Twitter owner Elon Musk may sense the unique threat Meta poses to the company he bought for $44 billion. The Threads launch prompted some barbs from Musk directed at Meta and appeared to be the spark for a potential cage match between himself and Zuckerberg.

Under Musk, Twitter has stumbled through crisis after crisis, from mass layoffs that hit its content moderation teams to more frequent system outages to the rocky rollout of a controversial new verification system. Twitter’s own investors have repeatedly marked down the company’s estimated value since the acquisition.

But the events of the past week may ultimately do more to drive users away than almost anything else Musk has done to date.

On Friday, Twitter made tweets inaccessible to anyone who wasn’t logged in, reducing the reach of the platform’s content.
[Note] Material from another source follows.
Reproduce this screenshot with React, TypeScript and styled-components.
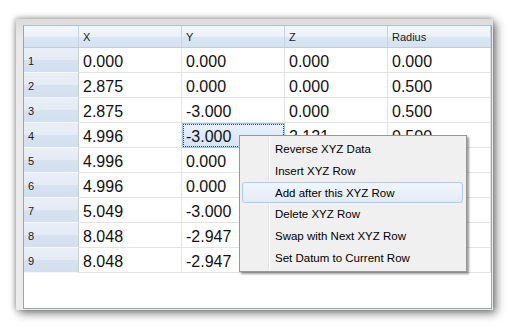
import React from 'react';
import styled, { createGlobalStyle } from 'styled-components';

const GlobalStyle = createGlobalStyle`
  html, body {
    margin: 0;
    padding: 0;
    background: #ffffff;
  }
  body {
    font-family: "Liberation Sans", Arial, sans-serif;
  }
`;

type Row = [string, string, string, string];

// Z / Radius of rows 5-9 sit under the context menu, so they're left blank
const rows: Row[] = [
  ['0.000', '0.000', '0.000', '0.000'],
  ['2.875', '0.000', '0.000', '0.500'],
  ['2.875', '-3.000', '0.000', '0.500'],
  ['4.996', '-3.000', '2.121', '0.500'],
  ['4.996', '0.000', '', ''],
  ['4.996', '0.000', '', ''],
  ['5.049', '-3.000', '', ''],
  ['8.048', '-2.947', '', ''],
  ['8.048', '-2.947', '', ''],
];

const columns = ['X', 'Y', 'Z', 'Radius'];

const menuItems = [
  'Reverse XYZ Data',
  'Insert XYZ Row',
  'Add after this XYZ Row',
  'Delete XYZ Row',
  'Swap with Next XYZ Row',
  'Set Datum to Current Row',
];

const App = () => {
  return (
    <Page>
      <GlobalStyle />
      <Window>
        <Table>
          <Grid>
            <Corner />
            {columns.map((c) => (
              <HeadCell key={c}>{c}</HeadCell>
            ))}
            {rows.map((r, i) => (
              <React.Fragment key={i}>
                <RowHead>{i + 1}</RowHead>
                {r.map((v, j) => (
                  <Cell key={j} selected={i === 3 && j === 1}>
                    {v}
                  </Cell>
                ))}
              </React.Fragment>
            ))}
          </Grid>
          <Menu>
            <Gutter />
            {menuItems.map((m, i) => (
              <MenuItem key={m} active={i === 2}>
                {m}
              </MenuItem>
            ))}
          </Menu>
        </Table>
      </Window>
    </Page>
  );
};

const Page = styled.div`
  width: 514px;
  height: 329px;
  padding: 19px 0 0 16px;
  box-sizing: border-box;
  background: #fff;
`;

const Window = styled.div`
  width: 477px;
  height: 291px;
  box-sizing: border-box;
  padding: 6px 1px 1px 7px;
  background: linear-gradient(#dcdcdc, #e9e9e9 20px, #ececec);
  box-shadow: 3px 3px 9px rgba(0, 0, 0, 0.55), -1px -1px 5px rgba(0, 0, 0, 0.25);
`;

const Table = styled.div`
  position: relative;
  width: 469px;
  height: 284px;
  box-sizing: border-box;
  border: 1px solid #9aa3ae;
  border-top-color: #a9bfd6;
  background: #ffffff;
  overflow: hidden;
`;

const Grid = styled.div`
  display: grid;
  grid-template-columns: 55px repeat(4, 103px);
  grid-auto-rows: 25px;
  grid-template-rows: 22px;
`;

const Corner = styled.div`
  box-sizing: border-box;
  border-right: 1px solid #c9d3df;
  border-bottom: 1px solid #c2ccd8;
  background: linear-gradient(#f4f8fc, #eaf1f9 50%, #dbe6f3 51%, #d6e2f1);
`;

const HeadCell = styled.div`
  box-sizing: border-box;
  border-right: 1px solid #c9d3df;
  border-bottom: 1px solid #c2ccd8;
  background: linear-gradient(#f4f8fc, #eaf1f9 50%, #dbe6f3 51%, #d6e2f1);
  font-size: 11px;
  color: #1b1b1b;
  padding: 5px 0 0 4px;
`;

const RowHead = styled.div`
  box-sizing: border-box;
  border-right: 1px solid #c5cfdb;
  border-bottom: 1px solid #f4f7fb;
  background: linear-gradient(#e9eff7, #e4ebf5 50%, #d7e2f0 51%, #d3dfee);
  font-size: 11px;
  color: #1b1b1b;
  padding: 7px 0 0 4px;
`;

const Cell = styled.div<{ selected?: boolean }>`
  box-sizing: border-box;
  border-right: 1px solid #e3e3e3;
  border-bottom: 1px solid #e3e3e3;
  font-size: 16px;
  color: #111;
  padding: 5px 0 0 4px;
  white-space: nowrap;
  ${(p) =>
    p.selected &&
    `
    background: linear-gradient(#eaf2fc, #d3e4f8);
    outline: 1px dotted #404040;
    outline-offset: -2px;
    border: 1px solid #9ec1ea;
    padding: 4px 0 0 3px;
  `}
`;

const Menu = styled.div`
  position: absolute;
  left: 215px;
  top: 109px;
  width: 228px;
  height: 137px;
  box-sizing: border-box;
  border: 1px solid #979797;
  background: #f0f0f0;
  padding: 2px 3px 2px 2px;
  box-shadow: 2px 2px 2px rgba(0, 0, 0, 0.4);
  display: flex;
  flex-direction: column;
`;

const Gutter = styled.div`
  position: absolute;
  left: 28px;
  top: 1px;
  bottom: 1px;
  width: 1px;
  background: #e2e3e3;
  border-right: 1px solid #ffffff;
`;

const MenuItem = styled.div<{ active?: boolean }>`
  position: relative;
  height: 22px;
  box-sizing: border-box;
  display: flex;
  align-items: center;
  padding-left: 32px;
  font-size: 11.5px;
  color: #000;
  border: 1px solid transparent;
  border-radius: 3px;
  ${(p) =>
    p.active &&
    `
    border-color: #aecbef;
    background: linear-gradient(#f1f6fc, #e1ebf7);
  `}
`;

export default App;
Tweets that were once visible to anyone with a web browser suddenly were required to have an account to view the content.

Musk said the change was a “temporary emergency measure” in response to “data pillage” by third parties, and it now appears to have been reverted, but the move caught many users by surprise — and it was only the first of several jarring changes over the weekend.

On Saturday, Musk announced further “temporary limits” that restricted the number of tweets that users can view on any given day. Paid members of the company’s Twitter Blue subscription service would be limited to reading 6,000 tweets a day, Musk said, while non-subscribers would be limited to reading 600 tweets a day. After a swift backlash by users, Musk was — twice — forced to increase the limits: first to 8,000 and 800 tweets a day respectively, and then to 10,000 and 1,000 tweets a day.

Twitter’s newly appointed CEO, Linda Yaccarino, later defended the decision.

“When you have a mission like Twitter – you need to make big moves to keep strengthening the platform,” Yaccarino tweeted. In a blog post, the company said the current limits affect only a “small percentage” of users and that the impact to advertising has been “minimal.”

Then, on Monday, Twitter announced that users will soon be required to pay to use Tweetdeck, a longtime free Twitter app beloved by professional users that allows them to view multiple Twitter feeds at once and to display custom search results or Twitter lists. The change will take effect in August and will require Tweetdeck users to be Twitter Blue subscribers to maintain access.

For years, Twitter has been the go-to social platform for real-time news and commentary. What always allowed the company to punch above its weight was the presence of numerous celebrities, world leaders, businesspeople and other high-profile power users, along with the platform’s openness and accessibility.

Twitter’s success reflects an immutable law of social media: The more of your friends that are on a social network, the harder it tends to be to leave that network for another. Nobody wants to be the only person in a friend group using a new app by themselves.

But every so often, something big happens and a platform once thought to be essential or enduring goes extinct, or becomes a shadow of its former self, as users abandon it in droves for something else. Behind these sea-changes are usually two related phenomena.

The first is a shift in the critical mass of users that otherwise helps a platform retain its staying power, also known as “network effects.” The second is a change in “switching costs,” or the deterrent to users represented by the inconvenience, loss of social connections, or sometimes even the actual financial costs of switching platforms or providers.

It’s rare to see these dynamics play out in real time, but the internet may now be reaching another one of those turning points.

What’s happening with Twitter is that the company has sharply reduced users’ switching costs. By restricting its own core functions and availability, Twitter has significantly lowered the barriers to trying a new app and increased the costs of trying to use Twitter the way it was before.

The more Twitter users head for the exits, the more its alternatives benefit from network effects.

Even if Twitter’s changes are as temporary as the company claims, some damage is already done. On Sunday, Mastodon founder Eugen Rochko said the platform’s active userbase rose by 110,000 in a single day, and by nearly 300,000 by the end of the weekend, reflecting higher usage by both new members and existing members alike. Bluesky reported system slowdowns as a result of “record-high traffic” and a “large influx” of new users.

Now, with Threads, Meta seems eager to capture some of the upside, too.